Qualche mese dopo Patrick Venerucci e Cristina Pelli (allenatori dello Sport Life, ndr) mi misero accanto Mara De Carolis, pattinammo quattro anni insieme.
Poi mi cambiarono partner, iniziai un progetto con Sara Venerucci con la quale a livello Junior e Senior abbiamo vinto praticamente tutto quello che c’era da vincere”.
Eravate destinati a diventare la coppia più forte di tutti i tempi, invece lei decise di smettere. Perché?
“Ero stanco. Avevo fatto tanti sacrifici.
Nel 2009 ebbi la proposta di entrare a far parte di una nota agenzia di moda per fare il modello e così mi trasferii a Milano. Abitavo vicino al Pala Agorà.
E proprio lì, un giorno, un giornalista, Filippo Ferrari, mi riconobbe e mi chiese se avevo voglia di provare a mettermi i pattini da ghiaccio. In quel momento è partita la mia seconda vita sportiva”.
Titoli italiani, partecipazioni ad Europei, Mondiali, Olimpiadi: quale è stata la soddisfazione più grande e quale la delusione più cocente?
“Parto da quest’ultima, sicuramente il quarto posto a squadre alle Olimpiadi di Sochi, siamo arrivati a un pugno di centesimi da qualcosa che insegue ogni atleta. Tra le soddisfazioni più grandi, oltre a questa naturalmente, c’è la qualificazione alla finalissima del Grand Prix con Nicole: fummo la prima coppia italiana a riuscirvi”.
Ogni vittoria ha una dedica speciale. La sua a chi va?

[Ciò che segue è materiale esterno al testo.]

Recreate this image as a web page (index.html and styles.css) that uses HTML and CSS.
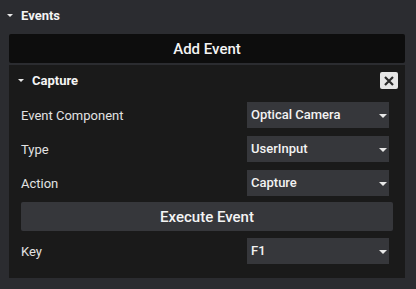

“A tante persone. A mia moglie Carolina che mi sopporta e supporta, a mio padre Stefano, a mio fratello Eddy, a mia nonna Carla, ai miei allenatori, alla Polizia, a tutte le persone che mi hanno portato fino a qui. E naturalmente alla mia mamma Roberta che mi guarda da lassù in alto”.
Prossimo obiettivo?
“Le Olimpiadi di Cortina 2026. Avrò un paio di anni in più, ma la voglia è tanta. E fino adesso ogni sfida con me stesso l’ho vinta”.